I think I agree with you that this is where you should start with logic. I got annoyed because the exercise for the first lesson (which introduced statement, command, nonsense and question) asked students to mark practice sentences as command, question, nonsense true statement or false statement and then used sentences that in I think are true, but that others might well believe are false. I thought it jumped a step with asking them to mark true and false statements and then used poor sentences as illustrations.

 

The sentences I thought were odd included:

Jesus healed blind men. Answer: True statement

The Bible is the Word of God Answer: True statement

God does not exist Answer: False or Nonsense.
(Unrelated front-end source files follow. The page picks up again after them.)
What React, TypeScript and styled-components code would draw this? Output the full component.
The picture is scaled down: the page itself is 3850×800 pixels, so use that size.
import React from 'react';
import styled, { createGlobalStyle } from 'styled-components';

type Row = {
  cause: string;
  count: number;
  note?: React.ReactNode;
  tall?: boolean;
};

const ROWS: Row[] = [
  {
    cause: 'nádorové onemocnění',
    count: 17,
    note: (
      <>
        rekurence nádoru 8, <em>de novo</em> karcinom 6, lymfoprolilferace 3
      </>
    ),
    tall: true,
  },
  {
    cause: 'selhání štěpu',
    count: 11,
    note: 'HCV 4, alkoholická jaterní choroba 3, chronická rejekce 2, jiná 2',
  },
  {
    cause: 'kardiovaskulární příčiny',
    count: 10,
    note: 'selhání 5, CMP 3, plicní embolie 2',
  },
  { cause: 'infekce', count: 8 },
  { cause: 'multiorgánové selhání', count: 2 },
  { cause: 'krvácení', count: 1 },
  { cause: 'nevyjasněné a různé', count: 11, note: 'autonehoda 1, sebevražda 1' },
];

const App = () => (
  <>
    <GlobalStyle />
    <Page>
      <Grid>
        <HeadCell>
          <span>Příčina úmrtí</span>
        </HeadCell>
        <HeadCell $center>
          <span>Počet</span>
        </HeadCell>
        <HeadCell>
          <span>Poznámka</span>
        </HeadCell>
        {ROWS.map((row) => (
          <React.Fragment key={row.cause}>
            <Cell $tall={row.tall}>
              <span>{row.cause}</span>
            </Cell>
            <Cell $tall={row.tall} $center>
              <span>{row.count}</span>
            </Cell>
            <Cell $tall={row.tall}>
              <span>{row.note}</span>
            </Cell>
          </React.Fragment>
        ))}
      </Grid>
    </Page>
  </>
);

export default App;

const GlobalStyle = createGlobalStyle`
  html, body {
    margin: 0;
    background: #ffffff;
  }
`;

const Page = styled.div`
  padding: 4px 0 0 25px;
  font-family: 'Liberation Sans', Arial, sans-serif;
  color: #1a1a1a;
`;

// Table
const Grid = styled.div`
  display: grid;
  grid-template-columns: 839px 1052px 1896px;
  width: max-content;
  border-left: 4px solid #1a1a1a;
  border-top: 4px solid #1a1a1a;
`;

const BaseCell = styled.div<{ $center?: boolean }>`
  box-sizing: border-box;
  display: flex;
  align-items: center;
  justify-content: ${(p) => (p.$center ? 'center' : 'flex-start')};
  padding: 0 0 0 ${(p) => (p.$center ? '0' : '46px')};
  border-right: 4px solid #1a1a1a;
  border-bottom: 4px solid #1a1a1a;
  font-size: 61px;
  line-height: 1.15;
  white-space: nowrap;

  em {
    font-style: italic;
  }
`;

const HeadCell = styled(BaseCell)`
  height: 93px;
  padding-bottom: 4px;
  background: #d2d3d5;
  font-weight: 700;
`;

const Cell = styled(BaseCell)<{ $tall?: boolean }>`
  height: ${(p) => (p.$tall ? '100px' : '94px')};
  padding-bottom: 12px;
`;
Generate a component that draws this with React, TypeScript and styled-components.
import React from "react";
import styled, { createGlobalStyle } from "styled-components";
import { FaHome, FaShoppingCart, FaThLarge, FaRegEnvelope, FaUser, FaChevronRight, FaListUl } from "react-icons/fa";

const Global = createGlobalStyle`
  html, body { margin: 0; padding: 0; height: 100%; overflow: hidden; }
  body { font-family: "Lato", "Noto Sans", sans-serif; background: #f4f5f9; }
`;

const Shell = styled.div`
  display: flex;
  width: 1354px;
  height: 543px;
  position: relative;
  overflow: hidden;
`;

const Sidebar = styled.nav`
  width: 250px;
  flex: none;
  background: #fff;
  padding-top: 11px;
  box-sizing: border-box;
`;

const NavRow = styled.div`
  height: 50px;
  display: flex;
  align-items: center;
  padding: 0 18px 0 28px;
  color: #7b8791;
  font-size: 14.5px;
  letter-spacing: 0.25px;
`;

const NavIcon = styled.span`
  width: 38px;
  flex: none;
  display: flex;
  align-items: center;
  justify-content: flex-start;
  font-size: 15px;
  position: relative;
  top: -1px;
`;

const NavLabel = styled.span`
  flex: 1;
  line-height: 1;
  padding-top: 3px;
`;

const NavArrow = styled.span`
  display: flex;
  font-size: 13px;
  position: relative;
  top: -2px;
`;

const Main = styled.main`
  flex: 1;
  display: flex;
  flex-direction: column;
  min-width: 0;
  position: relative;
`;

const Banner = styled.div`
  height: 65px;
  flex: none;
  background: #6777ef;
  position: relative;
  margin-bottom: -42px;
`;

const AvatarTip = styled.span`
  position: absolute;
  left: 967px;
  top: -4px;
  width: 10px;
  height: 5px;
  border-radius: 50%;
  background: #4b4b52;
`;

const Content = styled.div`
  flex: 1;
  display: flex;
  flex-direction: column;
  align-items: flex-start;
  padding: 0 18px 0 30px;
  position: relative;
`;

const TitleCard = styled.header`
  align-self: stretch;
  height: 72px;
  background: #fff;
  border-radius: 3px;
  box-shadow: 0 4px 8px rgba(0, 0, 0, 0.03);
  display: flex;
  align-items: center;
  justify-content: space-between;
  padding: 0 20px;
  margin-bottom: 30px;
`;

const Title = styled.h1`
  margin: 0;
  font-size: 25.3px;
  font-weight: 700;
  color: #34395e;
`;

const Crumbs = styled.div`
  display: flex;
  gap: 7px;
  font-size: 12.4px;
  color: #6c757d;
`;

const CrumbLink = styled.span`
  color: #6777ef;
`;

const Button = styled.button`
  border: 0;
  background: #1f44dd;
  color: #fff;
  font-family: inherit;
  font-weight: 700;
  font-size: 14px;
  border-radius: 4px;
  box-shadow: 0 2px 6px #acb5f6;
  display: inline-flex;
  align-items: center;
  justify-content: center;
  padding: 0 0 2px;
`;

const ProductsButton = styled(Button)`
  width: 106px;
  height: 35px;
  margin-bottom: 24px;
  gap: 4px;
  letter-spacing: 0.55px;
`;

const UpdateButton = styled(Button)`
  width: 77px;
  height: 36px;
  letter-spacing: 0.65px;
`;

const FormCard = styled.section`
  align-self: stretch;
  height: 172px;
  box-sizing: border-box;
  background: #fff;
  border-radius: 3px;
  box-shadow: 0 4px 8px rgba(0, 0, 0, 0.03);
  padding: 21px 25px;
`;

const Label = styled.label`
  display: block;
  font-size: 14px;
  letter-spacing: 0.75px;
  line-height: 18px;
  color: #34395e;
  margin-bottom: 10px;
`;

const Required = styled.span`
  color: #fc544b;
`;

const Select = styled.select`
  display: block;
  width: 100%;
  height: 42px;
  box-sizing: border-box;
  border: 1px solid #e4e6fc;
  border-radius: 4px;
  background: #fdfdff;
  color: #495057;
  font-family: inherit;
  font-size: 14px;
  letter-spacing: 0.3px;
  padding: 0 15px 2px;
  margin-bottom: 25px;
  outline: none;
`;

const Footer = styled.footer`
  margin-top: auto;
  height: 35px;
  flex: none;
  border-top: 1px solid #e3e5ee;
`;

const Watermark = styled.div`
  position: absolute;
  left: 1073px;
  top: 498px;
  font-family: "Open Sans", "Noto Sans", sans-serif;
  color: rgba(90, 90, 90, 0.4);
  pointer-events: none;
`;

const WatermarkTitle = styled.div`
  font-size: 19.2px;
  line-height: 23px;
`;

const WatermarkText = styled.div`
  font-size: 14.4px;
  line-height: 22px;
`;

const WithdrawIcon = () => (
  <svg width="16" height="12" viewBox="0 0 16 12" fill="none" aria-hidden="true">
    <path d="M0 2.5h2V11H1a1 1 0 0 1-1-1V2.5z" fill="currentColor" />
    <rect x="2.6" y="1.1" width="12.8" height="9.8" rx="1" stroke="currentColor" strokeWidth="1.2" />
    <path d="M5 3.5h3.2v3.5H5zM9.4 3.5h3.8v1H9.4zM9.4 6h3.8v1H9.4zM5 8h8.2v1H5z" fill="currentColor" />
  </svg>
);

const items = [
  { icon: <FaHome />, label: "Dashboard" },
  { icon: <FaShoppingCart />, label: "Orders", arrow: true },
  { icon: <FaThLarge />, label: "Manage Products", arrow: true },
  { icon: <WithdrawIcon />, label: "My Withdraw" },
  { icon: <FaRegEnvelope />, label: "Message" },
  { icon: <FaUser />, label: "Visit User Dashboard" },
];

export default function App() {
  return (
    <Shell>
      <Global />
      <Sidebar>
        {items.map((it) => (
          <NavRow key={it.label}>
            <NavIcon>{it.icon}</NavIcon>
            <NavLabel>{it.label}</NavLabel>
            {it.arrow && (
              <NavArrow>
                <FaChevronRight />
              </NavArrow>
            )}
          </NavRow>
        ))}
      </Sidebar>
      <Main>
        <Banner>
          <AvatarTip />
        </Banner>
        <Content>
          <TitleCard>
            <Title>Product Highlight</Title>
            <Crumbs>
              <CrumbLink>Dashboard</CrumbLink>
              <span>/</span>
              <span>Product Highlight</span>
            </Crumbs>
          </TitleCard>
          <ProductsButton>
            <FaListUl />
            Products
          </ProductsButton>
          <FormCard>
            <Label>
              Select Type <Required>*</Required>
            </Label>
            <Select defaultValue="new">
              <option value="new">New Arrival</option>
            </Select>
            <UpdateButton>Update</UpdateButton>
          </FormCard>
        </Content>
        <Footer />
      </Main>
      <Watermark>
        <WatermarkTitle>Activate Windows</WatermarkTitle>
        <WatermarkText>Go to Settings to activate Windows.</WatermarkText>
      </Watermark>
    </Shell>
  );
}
If reason exists, then God must because reason springs from God. I think this jumps more than one or two steps of logic and is based on a number of presumptions about the nature of God. [NB: And I say that as a Christian who normally enjoys reading Doug Wilson, but finds this annoying in a logic text. I wouldn't mind if the text ended up with this conclusion, but I find it frustrating that it starts with this presumption. I think that this potentially creates a logical weak spot for my children that they won't even know is there.]

 

But I just thought that it was strange to have an exercise that asked you to identify true statements before the concept of true and false statements had been introduced.

 

I have read the rest of the book and it seems pretty straightforward. So I will probably still use it. I'll just cross out the true and false from that set of directions and consider it an error. But I feel like I have to watch the course more closely for presumptions than I expected to.

 

I really wanted to like this text, in part because I have enjoyed Wilson's writing over the years. I've even attended small conferences with him going back over 20 years to my college days. But I find this first chapter annoying, frustrating and something that will prevent me from using it as a grab and go logic text.